[SOURCE DATA]:
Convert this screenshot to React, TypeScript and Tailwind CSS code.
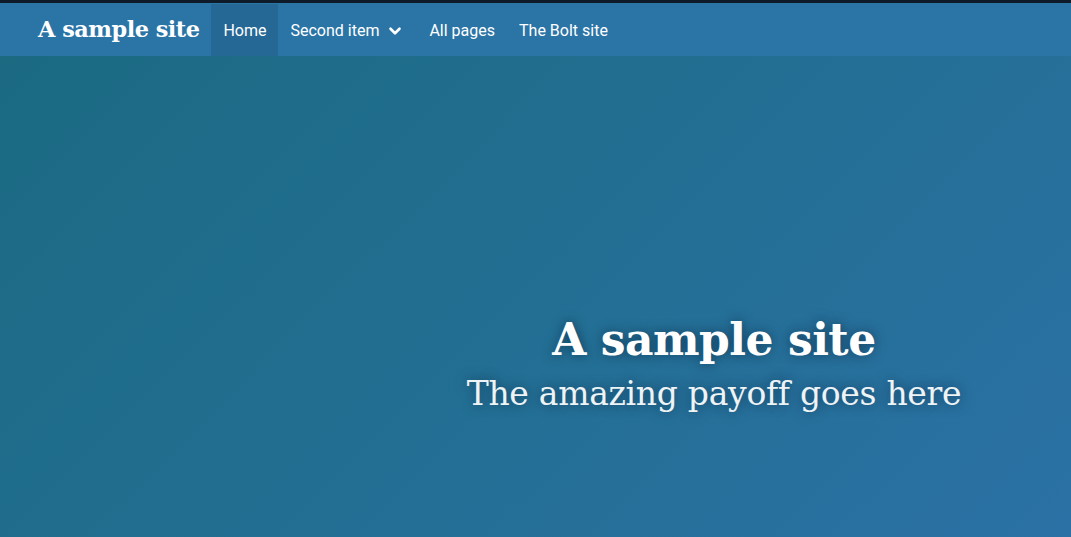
import { ChevronDown } from "lucide-react";

const navItems = [
  { label: "Home", active: true },
  { label: "Second item", dropdown: true },
  { label: "All pages" },
  { label: "The Bolt site" },
];

export default function App() {
  return (
    <div className="min-h-[537px] w-full bg-[#1d6b86] font-['Roboto',sans-serif]">
      {/* top border strip */}
      <div className="h-[4px] border-t-[3px] border-[#0e1b29] bg-[#2b74a6]" />

      {/* NAVBAR */}
      <nav className="flex h-[52px] items-stretch bg-[#2b74a6] pl-[38px] text-white">
        <a className="flex items-center pr-[12px] font-['DejaVu_Serif',serif] text-[22.4px] font-bold tracking-[-0.5px]">
          A sample site
        </a>
        <ul className="flex items-stretch">
          {navItems.map((item) => (
            <li
              key={item.label}
              className={`flex items-center px-[12px] pt-[1px] text-[16px] ${item.active ? "bg-[#266895]" : ""}`}
            >
              {item.label}
              {item.dropdown && <ChevronDown size={18} strokeWidth={3.5} className="ml-[7px] mr-[1px]" />}
            </li>
          ))}
        </ul>
      </nav>

      {/* HERO */}
      <section className="grid h-[481px] grid-cols-3 bg-[linear-gradient(135deg,#1b6a82_0%,#236f95_55%,#2b71a5_100%)]">
        <div className="col-span-2 col-start-2 flex flex-col items-center pt-[254px] text-center font-['DejaVu_Serif',serif] [text-shadow:0_0_12px_rgba(0,20,40,0.55)]">
          <h1 className="text-[44px] leading-[60px] font-bold tracking-[-0.5px] text-white">A sample site</h1>
          <p className="mt-[3px] text-[33px] leading-[42px] font-light tracking-[-0.3px] text-[#eef3f6]">
            The amazing payoff goes here
          </p>
        </div>
      </section>
    </div>
  );
}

[DIRECTIONS FOR THIS TASK]:
Give back the whole listing as it stands, minus its pictures.

[ANSWER TO THIS EXERCISE]:
Convert this screenshot to React, TypeScript and Tailwind CSS code.
import { ChevronDown } from "lucide-react";

const navItems = [
  { label: "Home", active: true },
  { label: "Second item", dropdown: true },
  { label: "All pages" },
  { label: "The Bolt site" },
];

export default function App() {
  return (
    <div className="min-h-[537px] w-full bg-[#1d6b86] font-['Roboto',sans-serif]">
      {/* top border strip */}
      <div className="h-[4px] border-t-[3px] border-[#0e1b29] bg-[#2b74a6]" />

      {/* NAVBAR */}
      <nav className="flex h-[52px] items-stretch bg-[#2b74a6] pl-[38px] text-white">
        <a className="flex items-center pr-[12px] font-['DejaVu_Serif',serif] text-[22.4px] font-bold tracking-[-0.5px]">
          A sample site
        </a>
        <ul className="flex items-stretch">
          {navItems.map((item) => (
            <li
              key={item.label}
              className={`flex items-center px-[12px] pt-[1px] text-[16px] ${item.active ? "bg-[#266895]" : ""}`}
            >
              {item.label}
              {item.dropdown && <ChevronDown size={18} strokeWidth={3.5} className="ml-[7px] mr-[1px]" />}
            </li>
          ))}
        </ul>
      </nav>

      {/* HERO */}
      <section className="grid h-[481px] grid-cols-3 bg-[linear-gradient(135deg,#1b6a82_0%,#236f95_55%,#2b71a5_100%)]">
        <div className="col-span-2 col-start-2 flex flex-col items-center pt-[254px] text-center font-['DejaVu_Serif',serif] [text-shadow:0_0_12px_rgba(0,20,40,0.55)]">
          <h1 className="text-[44px] leading-[60px] font-bold tracking-[-0.5px] text-white">A sample site</h1>
          <p className="mt-[3px] text-[33px] leading-[42px] font-light tracking-[-0.3px] text-[#eef3f6]">
            The amazing payoff goes here
          </p>
        </div>
      </section>
    </div>
  );
}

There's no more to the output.